Serebrennikov coming to Cannes last year was a great example. He came to Cannes and talked about how russian soldiers are the victims. This is spreading Russian propaganda.


At the end, somebody waves the hand and says it’s complicated. And you don’t know which side to be on. What happened last year with Serebrennikov was an outrage’s scandal. I don’t support a total ban on culture, but I think it should be completely taken out of the spotlight.

A still from the movie ‘In the Rearview’

— When will your film be screened in Ukraine?

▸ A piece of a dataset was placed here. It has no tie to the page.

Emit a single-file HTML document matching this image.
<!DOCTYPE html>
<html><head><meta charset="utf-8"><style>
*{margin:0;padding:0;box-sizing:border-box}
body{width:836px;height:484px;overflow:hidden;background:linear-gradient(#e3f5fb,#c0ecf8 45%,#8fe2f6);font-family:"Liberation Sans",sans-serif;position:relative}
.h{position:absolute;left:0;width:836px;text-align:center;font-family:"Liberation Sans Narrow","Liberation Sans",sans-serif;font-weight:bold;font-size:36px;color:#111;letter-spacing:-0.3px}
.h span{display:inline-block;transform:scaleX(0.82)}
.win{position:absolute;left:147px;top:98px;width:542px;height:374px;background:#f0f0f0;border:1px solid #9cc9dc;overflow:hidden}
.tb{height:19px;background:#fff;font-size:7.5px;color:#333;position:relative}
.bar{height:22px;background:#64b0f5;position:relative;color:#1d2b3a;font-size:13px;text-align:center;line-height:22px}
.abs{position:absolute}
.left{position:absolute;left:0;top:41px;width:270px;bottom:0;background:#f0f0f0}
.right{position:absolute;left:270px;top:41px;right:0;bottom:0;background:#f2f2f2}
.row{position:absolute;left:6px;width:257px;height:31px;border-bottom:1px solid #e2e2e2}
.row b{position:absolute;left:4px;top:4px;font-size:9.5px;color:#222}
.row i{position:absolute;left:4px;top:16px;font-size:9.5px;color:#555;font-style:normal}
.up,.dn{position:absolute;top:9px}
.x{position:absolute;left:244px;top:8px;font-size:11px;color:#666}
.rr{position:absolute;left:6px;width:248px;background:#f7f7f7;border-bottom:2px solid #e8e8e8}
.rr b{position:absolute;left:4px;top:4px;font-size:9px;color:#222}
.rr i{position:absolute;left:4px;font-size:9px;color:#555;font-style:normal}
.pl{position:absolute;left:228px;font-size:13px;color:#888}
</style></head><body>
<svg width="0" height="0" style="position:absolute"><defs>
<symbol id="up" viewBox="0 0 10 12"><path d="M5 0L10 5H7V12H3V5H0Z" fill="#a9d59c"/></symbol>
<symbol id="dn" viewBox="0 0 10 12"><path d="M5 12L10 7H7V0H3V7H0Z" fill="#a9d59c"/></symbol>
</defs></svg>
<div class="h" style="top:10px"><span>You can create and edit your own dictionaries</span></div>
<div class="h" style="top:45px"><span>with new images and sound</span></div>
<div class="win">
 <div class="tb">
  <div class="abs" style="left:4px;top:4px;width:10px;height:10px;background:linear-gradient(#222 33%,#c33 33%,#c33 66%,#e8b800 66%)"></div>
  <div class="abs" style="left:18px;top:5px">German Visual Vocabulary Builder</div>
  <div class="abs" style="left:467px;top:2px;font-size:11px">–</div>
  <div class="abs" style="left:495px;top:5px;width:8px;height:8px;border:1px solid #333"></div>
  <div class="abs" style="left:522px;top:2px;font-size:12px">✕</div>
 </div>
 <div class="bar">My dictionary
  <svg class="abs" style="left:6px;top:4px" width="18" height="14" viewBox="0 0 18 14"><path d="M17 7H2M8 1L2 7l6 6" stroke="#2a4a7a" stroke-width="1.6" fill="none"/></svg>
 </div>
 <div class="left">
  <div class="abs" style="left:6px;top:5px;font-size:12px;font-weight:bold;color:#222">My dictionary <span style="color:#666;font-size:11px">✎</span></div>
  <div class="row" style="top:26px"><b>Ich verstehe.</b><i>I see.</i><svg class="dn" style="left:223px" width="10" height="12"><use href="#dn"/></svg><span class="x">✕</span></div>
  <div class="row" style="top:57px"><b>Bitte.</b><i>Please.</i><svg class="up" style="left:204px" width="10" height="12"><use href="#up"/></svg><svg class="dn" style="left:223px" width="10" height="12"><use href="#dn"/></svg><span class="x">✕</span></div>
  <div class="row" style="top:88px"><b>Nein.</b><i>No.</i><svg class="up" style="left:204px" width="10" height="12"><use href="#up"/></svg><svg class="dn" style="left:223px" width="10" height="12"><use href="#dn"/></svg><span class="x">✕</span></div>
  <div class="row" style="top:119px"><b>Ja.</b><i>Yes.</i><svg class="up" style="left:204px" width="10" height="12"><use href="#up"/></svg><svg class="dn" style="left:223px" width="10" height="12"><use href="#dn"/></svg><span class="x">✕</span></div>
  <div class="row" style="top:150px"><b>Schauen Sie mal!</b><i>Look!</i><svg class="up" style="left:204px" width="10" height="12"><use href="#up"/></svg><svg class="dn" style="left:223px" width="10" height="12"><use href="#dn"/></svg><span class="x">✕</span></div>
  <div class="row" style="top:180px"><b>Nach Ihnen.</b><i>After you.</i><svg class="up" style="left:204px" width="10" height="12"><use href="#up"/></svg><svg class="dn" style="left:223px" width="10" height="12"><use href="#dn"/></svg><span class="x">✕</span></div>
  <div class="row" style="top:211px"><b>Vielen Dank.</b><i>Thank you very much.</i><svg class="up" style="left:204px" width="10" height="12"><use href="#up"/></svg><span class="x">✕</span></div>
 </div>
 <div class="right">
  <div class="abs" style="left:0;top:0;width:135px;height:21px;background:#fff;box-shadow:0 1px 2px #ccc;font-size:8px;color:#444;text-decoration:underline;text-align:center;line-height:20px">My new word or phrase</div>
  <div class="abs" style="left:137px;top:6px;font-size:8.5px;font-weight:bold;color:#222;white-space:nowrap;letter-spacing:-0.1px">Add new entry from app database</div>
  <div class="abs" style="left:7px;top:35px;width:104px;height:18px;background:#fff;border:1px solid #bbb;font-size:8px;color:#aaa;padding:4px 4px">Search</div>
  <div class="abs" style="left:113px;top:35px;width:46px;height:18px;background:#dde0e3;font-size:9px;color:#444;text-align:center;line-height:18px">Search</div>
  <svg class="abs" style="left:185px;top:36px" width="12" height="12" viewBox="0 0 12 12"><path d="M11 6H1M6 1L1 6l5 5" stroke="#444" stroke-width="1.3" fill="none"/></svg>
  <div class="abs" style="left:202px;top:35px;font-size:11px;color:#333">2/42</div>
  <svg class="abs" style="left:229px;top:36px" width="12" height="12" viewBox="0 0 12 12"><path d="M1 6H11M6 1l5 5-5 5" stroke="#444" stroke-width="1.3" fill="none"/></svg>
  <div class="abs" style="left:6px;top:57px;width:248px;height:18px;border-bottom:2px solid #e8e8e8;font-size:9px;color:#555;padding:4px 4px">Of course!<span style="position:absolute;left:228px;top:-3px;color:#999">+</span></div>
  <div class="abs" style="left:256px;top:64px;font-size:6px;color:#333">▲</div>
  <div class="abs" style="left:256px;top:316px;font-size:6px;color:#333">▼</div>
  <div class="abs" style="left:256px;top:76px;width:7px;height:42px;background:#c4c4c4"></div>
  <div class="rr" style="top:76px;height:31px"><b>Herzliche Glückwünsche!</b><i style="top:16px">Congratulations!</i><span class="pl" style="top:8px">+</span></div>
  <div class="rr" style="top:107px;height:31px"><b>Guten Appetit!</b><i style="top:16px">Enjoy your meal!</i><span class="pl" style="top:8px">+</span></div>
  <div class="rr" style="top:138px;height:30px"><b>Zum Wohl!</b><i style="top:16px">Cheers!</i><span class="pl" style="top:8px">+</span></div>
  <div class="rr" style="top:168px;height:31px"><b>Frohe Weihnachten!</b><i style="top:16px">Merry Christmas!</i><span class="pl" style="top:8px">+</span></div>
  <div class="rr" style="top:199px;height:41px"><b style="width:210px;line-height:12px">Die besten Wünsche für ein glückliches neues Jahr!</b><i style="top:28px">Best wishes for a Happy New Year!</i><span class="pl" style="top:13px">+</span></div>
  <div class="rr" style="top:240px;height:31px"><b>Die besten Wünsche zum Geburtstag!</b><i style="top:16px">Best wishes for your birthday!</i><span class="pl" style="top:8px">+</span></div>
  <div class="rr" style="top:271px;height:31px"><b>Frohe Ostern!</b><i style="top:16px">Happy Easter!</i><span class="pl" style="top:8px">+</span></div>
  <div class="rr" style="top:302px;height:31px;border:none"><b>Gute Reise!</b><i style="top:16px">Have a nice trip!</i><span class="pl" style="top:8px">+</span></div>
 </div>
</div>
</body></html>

— This film for sure will be screened in Ukraine. We don’t know the date yet. Ukrainian producer Anna Palenchuk is taking care of it. Right now, the importance of the film is to show it elsewhere, so that experience shared by so many Ukrainians is also shared with the audience of the Western Europe and the other side of our planet.

— Do you have anything on the plate to work on?

— I have a few projects ahead — one in Poland, one in Ukraine and one in Africa in different stages of development. We just finished the film and I need to take a little bit of deep breath after this long process. We have a lot of festivals coming up and a lot of work around this film, so this is what we’re focusing on right now.